Inside the Campaign That Never Slept
Reeves’ operation prided itself on velocity. Staffers clocked 18-hour days, blasting out TikTok videos of the senator shooting AR-15s at dawn and rolling through Shenandoah Valley farms in a pickup plastered with “God, Guns, Glory” stickers. The campaign bus—wrapped in camouflage—logged 31,000 miles, more than any other Republican contender.
“We were the insurgents,” campaign manager Colby Clark told reporters Monday. “Now we’re the cautionary tale.”
What Happens to the Money?
Federal Election Commission rules allow Reeves to refund donors, give unlimited sums to charity, or transfer funds to state or local parties. Sources close to the senator say he is likely to donate remaining cash—about $1.8 million after bills—to the Virginia GOP and two veterans’ nonprofits, though no final decision has been made.
The Scramble to Replace Him
Within hours of Reeves’ withdrawal, two names surfaced: Lieutenant Governor Winsome Earle-Sears and 5th District Congressman Bob Good. Earle-Sears, who commands a fervent evangelical base, issued a noncommittal statement praising Reeves’ “selfless decision.” Good, a Freedom Caucus firebrand, canceled a planned trip to New Hampshire, stoking speculation of a late entry.
The filing deadline is June 20—barely three weeks away—leaving any newcomer an abbreviated sprint to collect 10,000 valid signatures.
Democrats React—Quietly
Governor Youngkin called Reeves “a warrior for Virginia families,” while Senator Kaine tweeted a terse wish for “strength and healing.” Privately, Democrats exhaled; Reeves’ populist brand and military background—he’s a retired Army Ranger—posed a unique threat in a state that has trended blue but remains razor-close in federal races.
“Reeves was the one Republican who could both turn out the MAGA base and slice into suburban independents,” said Quentin Kidd, a political scientist at Christopher Newport University. “Without him, the map reverts to Kaine’s favor.”

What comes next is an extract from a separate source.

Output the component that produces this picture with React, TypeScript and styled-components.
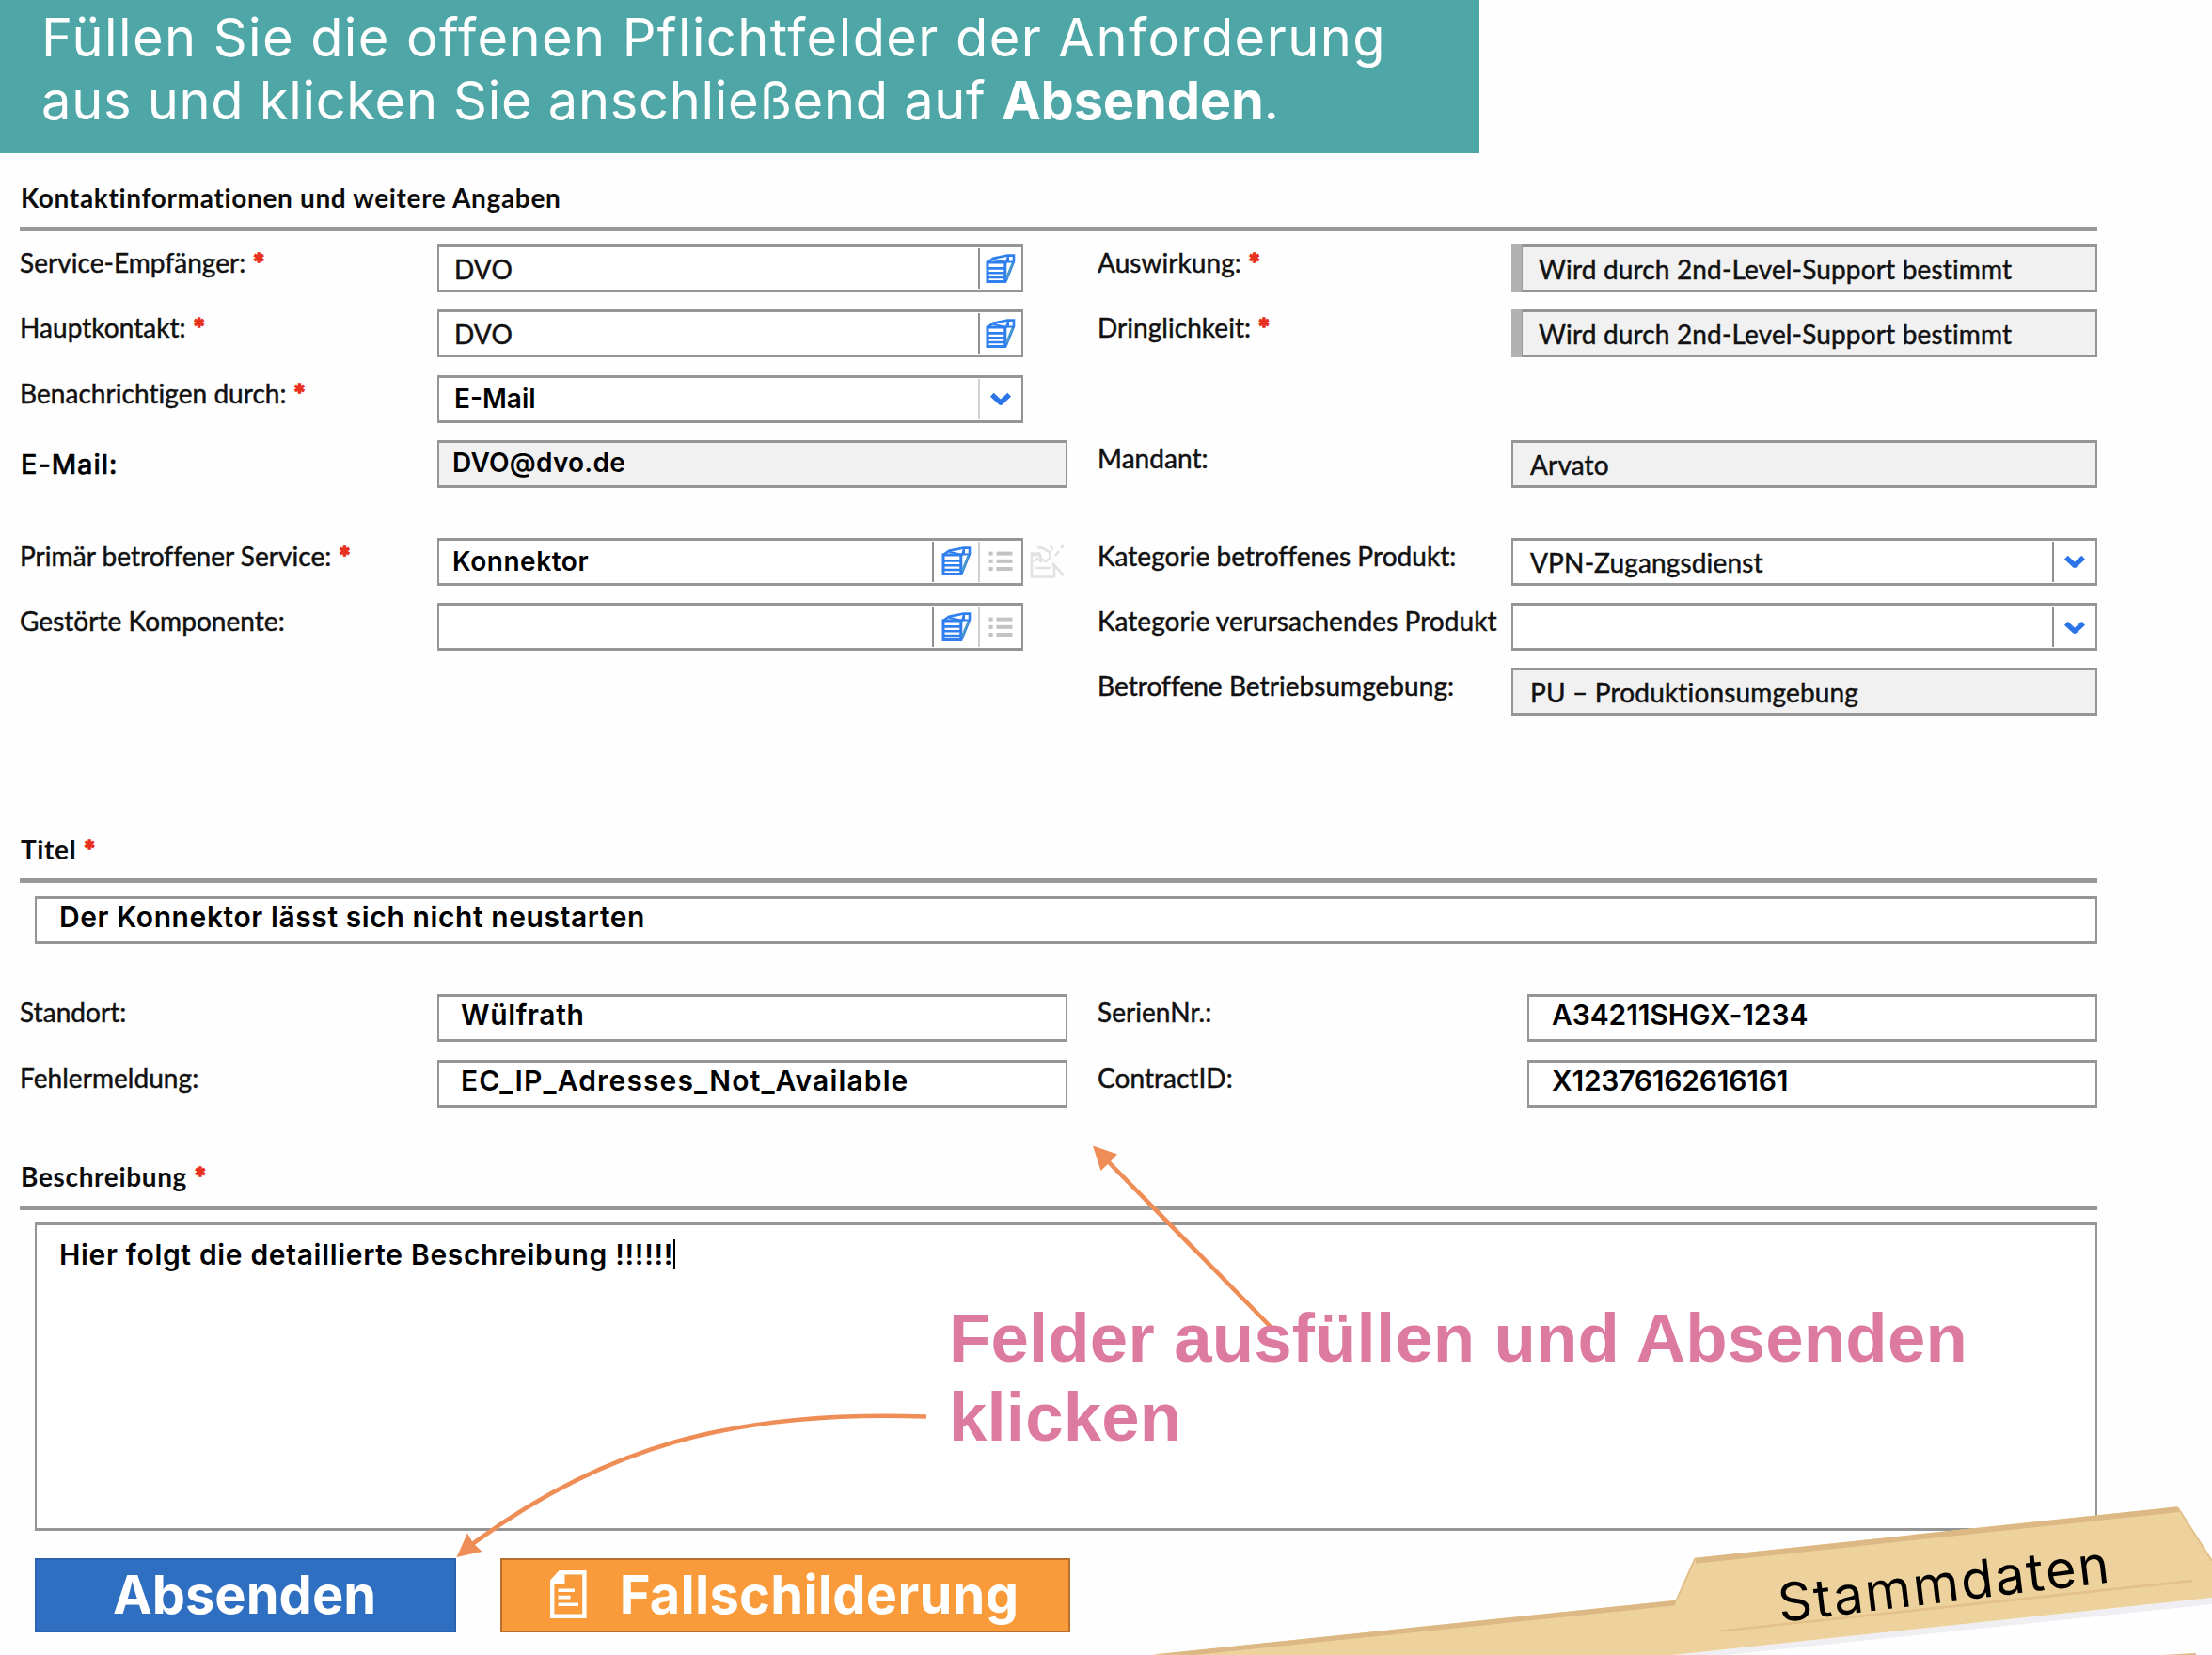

A Personal Note From the Trail
I first met Bryce Reeves in 2015, covering a spaghetti-dinner fundraiser in Spotsylvania County. He arrived late, boots muddy from knocking on 120 doors that day, and still remembered every voter’s dog by name. Over the years I watched him morph from long-shot delegate to state senator to would-be giant-slayer. Today, as he left the Capitol, no entourage, no press scrum, just him and a worn leather Bible, I asked if he regretted the timing. He paused, rain dripping off the brim of his camo hat.
“You can’t outrun life, kid,” he said. “Sometimes it catches you on the porch steps.”
And with that, Bryce Reeves disappeared into a gray sedan, taillights fading toward Interstate 64—and whatever comes next.